Within months, executives can see which warehouses are driving margin leakage, which SKUs create the highest exception burden, and which process steps are creating avoidable delays. More importantly, the organization no longer depends on retrospective reporting. It gains a connected operational system that supports intervention, governance, and continuous improvement.
Executive recommendations for building reporting visibility into the warehouse operating model
Treat warehouse reporting as part of enterprise operating architecture, not as a BI afterthought. Start with process harmonization and KPI governance before expanding dashboards. Prioritize visibility into exception flows, inventory integrity, and backlog risk because these areas usually create the fastest operational and financial impact. Ensure finance, operations, customer service, and IT agree on metric definitions so reporting supports cross-functional alignment.
Invest in cloud ERP capabilities that support real-time event capture, workflow orchestration, and role-based reporting. Avoid architectures that require heavy spreadsheet reconciliation or custom point integrations to produce executive insight. Where AI automation is introduced, tie it to clearly governed use cases such as anomaly detection, workload forecasting, and exception prioritization.

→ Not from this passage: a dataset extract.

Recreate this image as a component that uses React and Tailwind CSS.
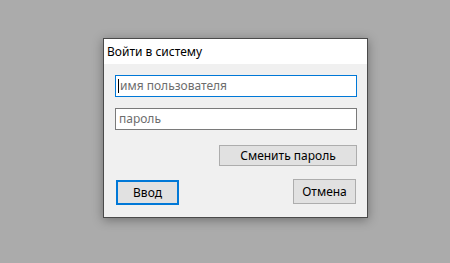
import React from "react";

const font = { fontFamily: '"Noto Sans", "Open Sans", sans-serif' };

export default function App() {
  return (
    <div className="w-[450px] h-[263px] bg-[#ababab] pt-[38px] pl-[103px]" style={font}>
      {/* login dialog */}
      <div className="w-[265px] h-[180px] border border-[#4a4a4a] bg-[#f0f0f0] shadow-[0_2px_10px_rgba(0,0,0,0.35)] flex flex-col">
        <div className="h-[25px] bg-white flex items-center pl-[3px] text-[12px] text-black">
          Войти в систему
        </div>

        <div className="flex flex-col pl-[11px] pr-[10px] pt-[11px]">
          <div className="h-[22px] border border-[#0078d7] bg-white flex items-center pl-[2px] text-[12px] text-[#6d6d6d]">
            <span className="w-px h-[14px] bg-black mr-px" />
            имя пользователя
          </div>
          <div className="mt-[11px] h-[22px] border border-[#7a7a7a] bg-white flex items-center pl-[3px] text-[12px] text-[#6d6d6d]">
            пароль
          </div>

          <div className="mt-[15px] flex justify-end">
            <button className="w-[138px] h-[21px] border border-[#adadad] bg-[#e1e1e1] text-[12px] text-black flex items-center justify-center">
              Сменить пароль
            </button>
          </div>

          <div className="mt-[14px] flex justify-between items-start">
            <button className="ml-px w-[63px] h-[25px] border-2 border-[#0078d7] bg-[#e1e1e1] text-[12px] text-black flex items-center justify-center">
              Ввод
            </button>
            <button className="-mt-px mr-px w-[63px] h-[25px] border border-[#adadad] bg-[#e1e1e1] text-[12px] text-black flex items-center justify-center">
              Отмена
            </button>
          </div>
        </div>
      </div>
    </div>
  );
}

Finally, measure success not only by dashboard adoption, but by reduced intervention time, improved inventory trust, lower service failures, and stronger operational resilience.
For distribution leaders, the strategic question is no longer whether warehouse data is available. It is whether the ERP environment turns that data into executive control. Organizations that modernize reporting visibility as part of a connected digital operations model gain faster decisions, stronger governance, and a warehouse network that can scale without losing discipline.